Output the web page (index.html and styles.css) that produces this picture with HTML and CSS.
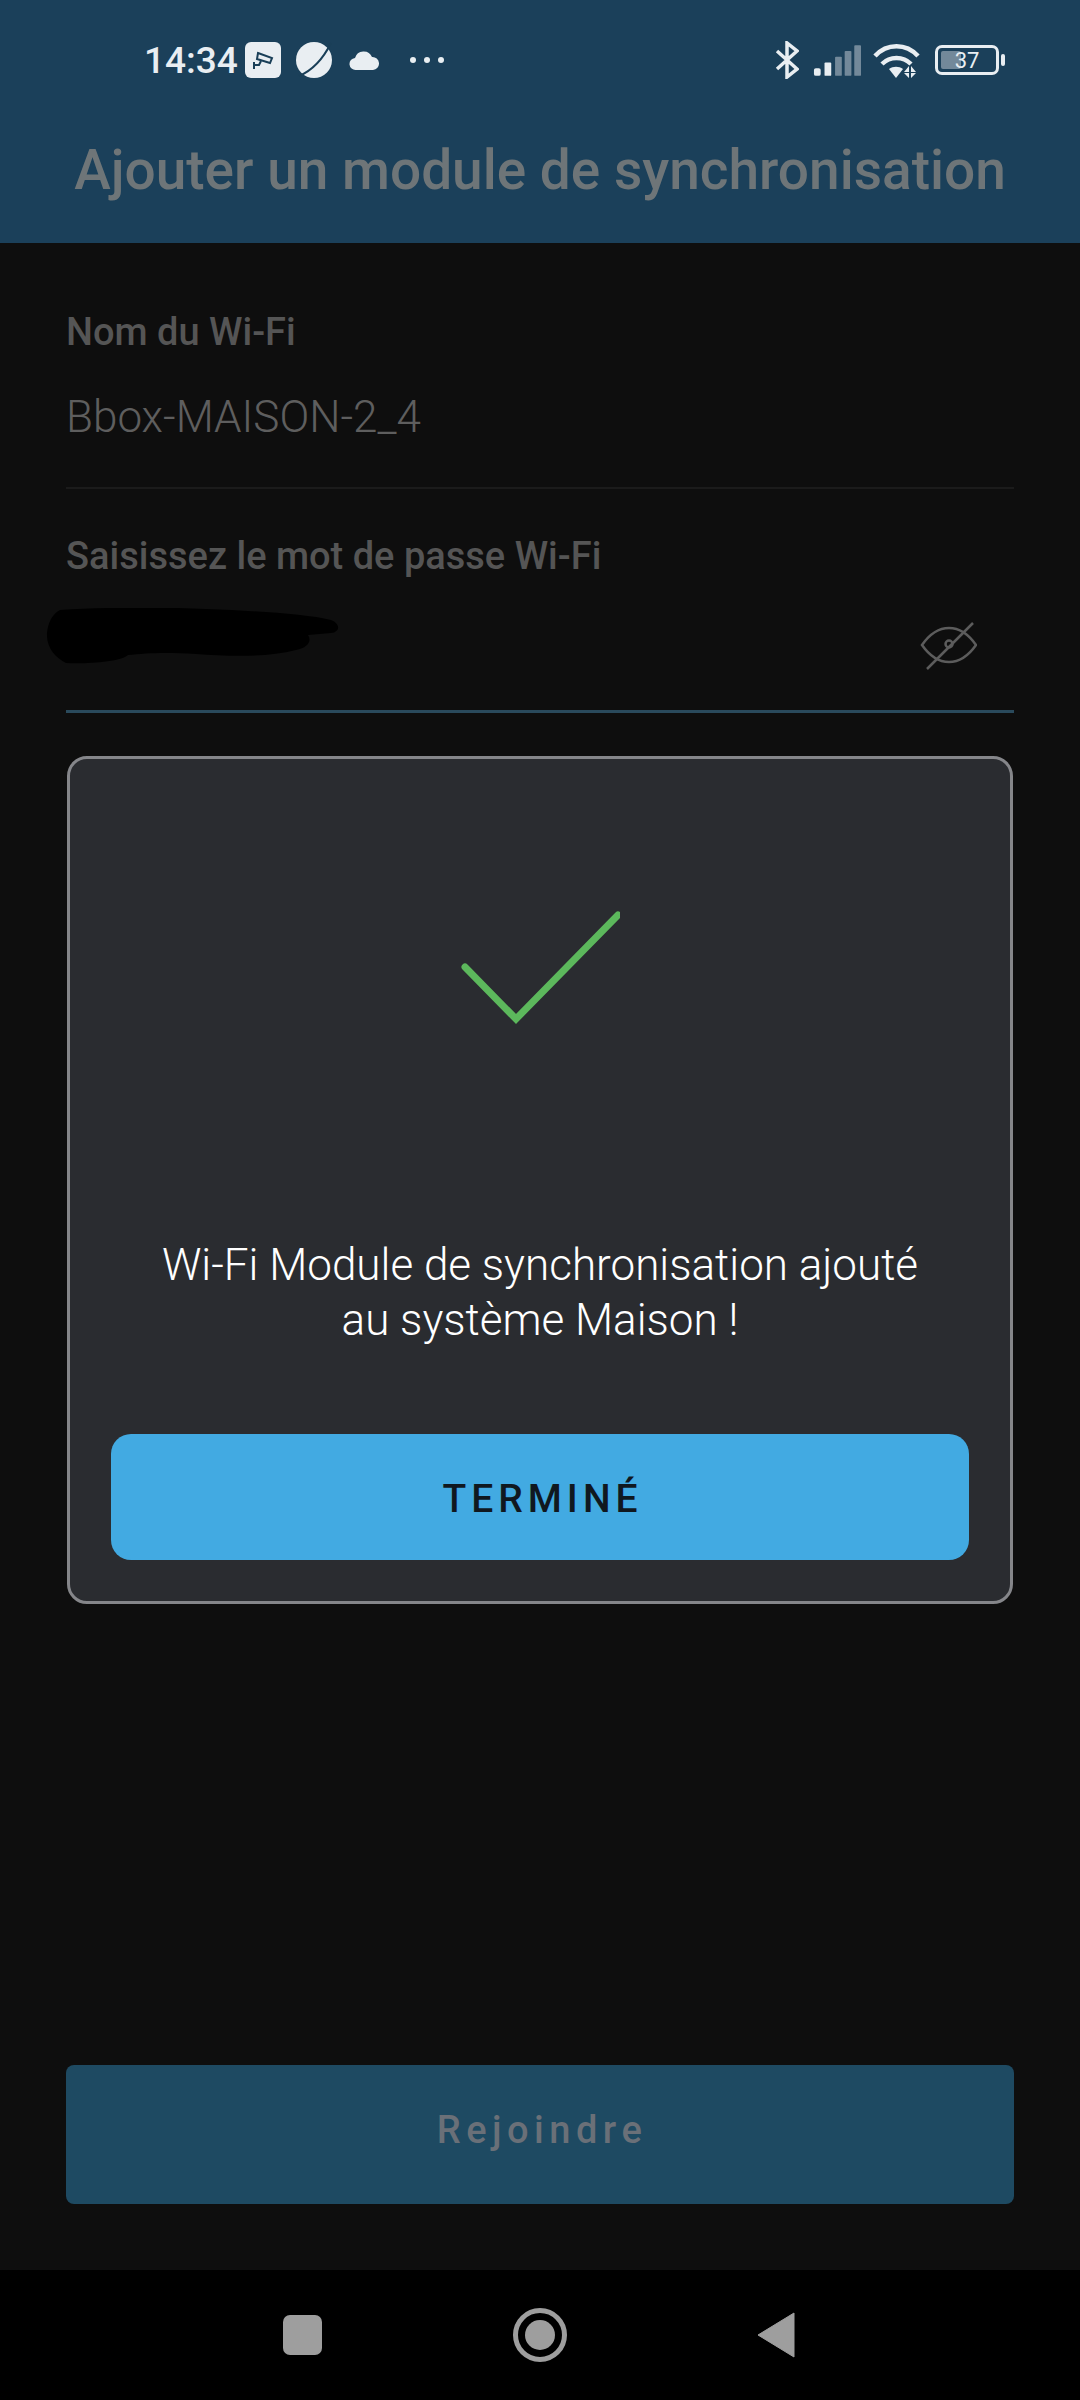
FILE: index.html
```html
<!DOCTYPE html>
<html lang="fr">
<head>
    <meta charset="UTF-8">
    <meta name="viewport" content="width=device-width, initial-scale=1.0">
    <title>Ajouter un module de synchronisation</title>
    <link rel="stylesheet" href="styles.css">
</head>
<body>

<div class="screen">
    <header class="app-header">
        <div class="status-bar">
            <div class="status-left">
                <span class="clock">14:34</span>
                <span class="cam-badge">
                    <svg width="26" height="26" viewBox="0 0 26 26" fill="none" stroke="#1a3f58" stroke-width="2">
                        <path d="M8 6l14 5-2 5-13-4z"/>
                        <path d="M11 14l-2 4H4M4 15v7"/>
                    </svg>
                </span>
                <svg class="planet" width="38" height="38" viewBox="0 0 38 38">
                    <circle cx="19" cy="19" r="18" fill="#e9eef2"/>
                    <path d="M4 35C16 30 28 18 36 2" fill="none" stroke="#1a3f58" stroke-width="2"/>
                </svg>
                <svg class="cloud" width="30" height="22" viewBox="0 0 30 22">
                    <path d="M7 21a6 6 0 0 1-1-12 9 9 0 0 1 17-1 6.500 6.500 0 0 1 1 13z" fill="#e9eef2"/>
                </svg>
                <span class="dots"><i></i><i></i><i></i></span>
            </div>
            <div class="status-right">
                <svg class="bt" width="24" height="38" viewBox="0 0 24 38" fill="none" stroke="#e9eef2" stroke-width="3.500">
                    <path d="M2 10l20 18-10 8V2l10 8L2 28"/>
                </svg>
                <svg class="signal" width="48" height="33" viewBox="0 0 50 34">
                    <rect x="1" y="25" width="7" height="8" rx="2" fill="#e9eef2"/>
                    <rect x="12" y="19" width="7" height="14" rx="1" fill="#e9eef2"/>
                    <rect x="23" y="13" width="7" height="20" rx="1" fill="#73899a"/>
                    <rect x="33" y="7" width="7" height="26" rx="1" fill="#73899a"/>
                    <rect x="43" y="1" width="7" height="32" rx="1" fill="#73899a"/>
                </svg>
                <svg class="wifi" width="47" height="35" viewBox="0 0 47 35" fill="none" stroke="#e9eef2" stroke-width="4.500">
                    <path d="M2 13C14 0 33 0 45 13"/>
                    <path d="M9 21c8-8 21-8 29 0"/>
                    <path d="M16 26l7 9 7-9c-4-3-10-3-14 0z" fill="#e9eef2" stroke="none"/>
                    <path d="M36 23l-5 6h5zM36 35l-5-5h5zM38 23l5 6h-5zM38 35l5-5h-5z" fill="#e9eef2" stroke="none"/>
                </svg>
                <div class="battery">
                    <div class="battery-body">
                        <span class="battery-fill"></span>
                        <span class="battery-num">37</span>
                    </div>
                    <span class="battery-tip"></span>
                </div>
            </div>
        </div>
        <h1 class="app-title">Ajouter un module de synchronisation</h1>
    </header>

    <main class="content">
        <div class="field field-name">
            <label class="field-label">Nom du Wi-Fi</label>
            <div class="field-value">Bbox-MAISON-2_4</div>
        </div>

        <div class="field field-pass">
            <label class="field-label">Saisissez le mot de passe Wi-Fi</label>
            <div class="pass-row">
                <svg class="scribble" width="293" height="56" viewBox="0 0 293 56">
                    <path d="M14 2C60-1 120-1 160 1c50 2 100 5 125 11 10 4 9 12 0 13l-23 2c4 6 0 13-12 15-30 8-70 6-100 4-30-2-50-1-68 1-7 7-42 9-62 8C10 50 0 40 1 25 2 15 6 6 14 2z" fill="#000"/>
                </svg>
                <svg class="eye" width="58" height="50" viewBox="0 0 58 50" fill="none" stroke="#5c5c5c" stroke-width="2.500">
                    <path d="M3 24C10 14 18 7 30 7s20 7 27 17c-7 10-15 17-27 17S10 34 3 24z"/>
                    <circle cx="30" cy="23" r="3.500"/>
                    <path d="M54 2L8 48"/>
                </svg>
            </div>
        </div>

        <section class="dialog">
            <svg class="check" width="160" height="114" viewBox="0 0 160 114" fill="none" stroke="#5cb85c" stroke-width="7" stroke-linecap="round">
                <path d="M5 56l51 52L158 4"/>
            </svg>
            <p class="dialog-text">Wi-Fi Module de synchronisation ajouté<br>au système Maison !</p>
            <button class="done-btn">TERMINÉ</button>
        </section>

        <button class="join-btn">Rejoindre</button>
    </main>

    <nav class="nav-bar">
        <span class="nav-square"></span>
        <span class="nav-home"><i></i></span>
        <svg width="38" height="46" viewBox="0 0 38 46">
            <path d="M37 1v44L1 23z" fill="#9e9e9e" stroke="#9e9e9e" stroke-linejoin="round"/>
        </svg>
    </nav>
</div>

</body>
</html>
```

FILE: styles.css
```css
* {
    margin: 0;
    padding: 0;
    box-sizing: border-box;
}

body {
    font-family: Roboto, "Liberation Sans", sans-serif;
    background-color: #0e0e0e;
}

.screen {
    width: 1080px;
    height: 2400px;
    display: flex;
    flex-direction: column;
    overflow: hidden;
}

.app-header {
    height: 243px;
    background-color: #1b405a;
}

.status-bar {
    height: 120px;
    padding: 0 75px 0 144px;
    display: flex;
    justify-content: space-between;
    align-items: center;
}

.status-left,
.status-right {
    display: flex;
    align-items: center;
}

.clock {
    width: 101px;
    font-size: 37px;
    font-weight: 500;
    color: #e9eef2;
}

.cam-badge {
    width: 36px;
    height: 36px;
    border-radius: 6px;
    background-color: #e9eef2;
    display: flex;
    align-items: center;
    justify-content: center;
    margin-right: 14px;
}

.planet {
    margin-right: 16px;
}

.cloud {
    margin-right: 31px;
}

.dots {
    display: flex;
    gap: 8px;
}

.dots i {
    width: 6px;
    height: 6px;
    border-radius: 50%;
    background-color: #e9eef2;
}

.bt {
    margin-right: 14px;
}

.signal {
    margin-right: 12px;
}

.wifi {
    margin-right: 15px;
}

.battery {
    display: flex;
    align-items: center;
    gap: 2px;
}

.battery-body {
    position: relative;
    width: 64px;
    height: 30px;
    border: 3px solid #e9eef2;
    border-radius: 7px;
    overflow: hidden;
    display: flex;
    align-items: center;
    justify-content: center;
}

.battery-fill {
    position: absolute;
    left: 3px;
    top: 3px;
    bottom: 3px;
    width: 20px;
    background-color: #73899a;
    border-radius: 2px;
}

.battery-num {
    position: relative;
    font-size: 22px;
    color: #e9eef2;
}

.battery-tip {
    width: 4px;
    height: 12px;
    border-radius: 2px;
    background-color: #e9eef2;
}

.app-title {
    margin-top: 20px;
    text-align: center;
    font-size: 55px;
    line-height: 60px;
    font-weight: 500;
    color: #6e7578;
    white-space: nowrap;
}

.content {
    flex: 1;
    display: flex;
    flex-direction: column;
    padding: 0 66px;
}

.field-label {
    display: block;
    font-size: 38px;
    line-height: 40px;
    font-weight: 500;
    color: #555;
}

.field-name {
    padding-top: 69px;
    height: 246px;
    border-bottom: 2px solid #1b1b1b;
}

.field-value {
    margin-top: 39px;
    font-size: 44px;
    line-height: 52px;
    font-weight: 300;
    color: #5e5e5e;
}

.field-pass {
    padding-top: 47px;
    height: 224px;
    border-bottom: 3px solid #2a4a5c;
}

.pass-row {
    display: flex;
    justify-content: space-between;
    align-items: flex-start;
    margin: 32px 37px 0 -20px;
}

.eye {
    margin-top: 13px;
}

.dialog {
    margin: 43px 1px 0;
    height: 848px;
    flex-shrink: 0;
    background-color: #2a2c30;
    border: 3px solid #85868a;
    border-radius: 20px;
    padding: 0 41px;
    display: flex;
    flex-direction: column;
    align-items: center;
}

.check {
    margin-top: 152px;
}

.dialog-text {
    margin-top: 213px;
    font-size: 44px;
    line-height: 55px;
    font-weight: 300;
    color: #fff;
    text-align: center;
}

.done-btn {
    margin-top: 86px;
    width: 100%;
    height: 126px;
    border: none;
    border-radius: 20px;
    background-color: #42aae2;
    color: #10181f;
    font-family: inherit;
    font-size: 39px;
    font-weight: 500;
    letter-spacing: 5px;
    padding: 4px 0 0 5px;
}

.join-btn {
    margin-top: 461px;
    height: 139px;
    border: none;
    border-radius: 8px;
    background-color: #1e4a62;
    color: #6a7078;
    font-family: inherit;
    font-size: 38px;
    font-weight: 500;
    letter-spacing: 5.500px;
    padding: 0 0 10px 4px;
}

.nav-bar {
    height: 130px;
    background-color: #000;
    padding-left: 283px;
    padding-right: 285px;
    display: flex;
    justify-content: space-between;
    align-items: center;
}

.nav-square {
    width: 39px;
    height: 40px;
    border-radius: 7px;
    background-color: #9e9e9e;
}

.nav-home {
    width: 54px;
    height: 54px;
    border: 5px solid #9e9e9e;
    border-radius: 50%;
    display: flex;
    align-items: center;
    justify-content: center;
}

.nav-home i {
    width: 30px;
    height: 30px;
    border-radius: 50%;
    background-color: #9e9e9e;
}
```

* Directive:
Using the listing above, state the number of lines that hold "styles", with no other text.

* Finished answer:
3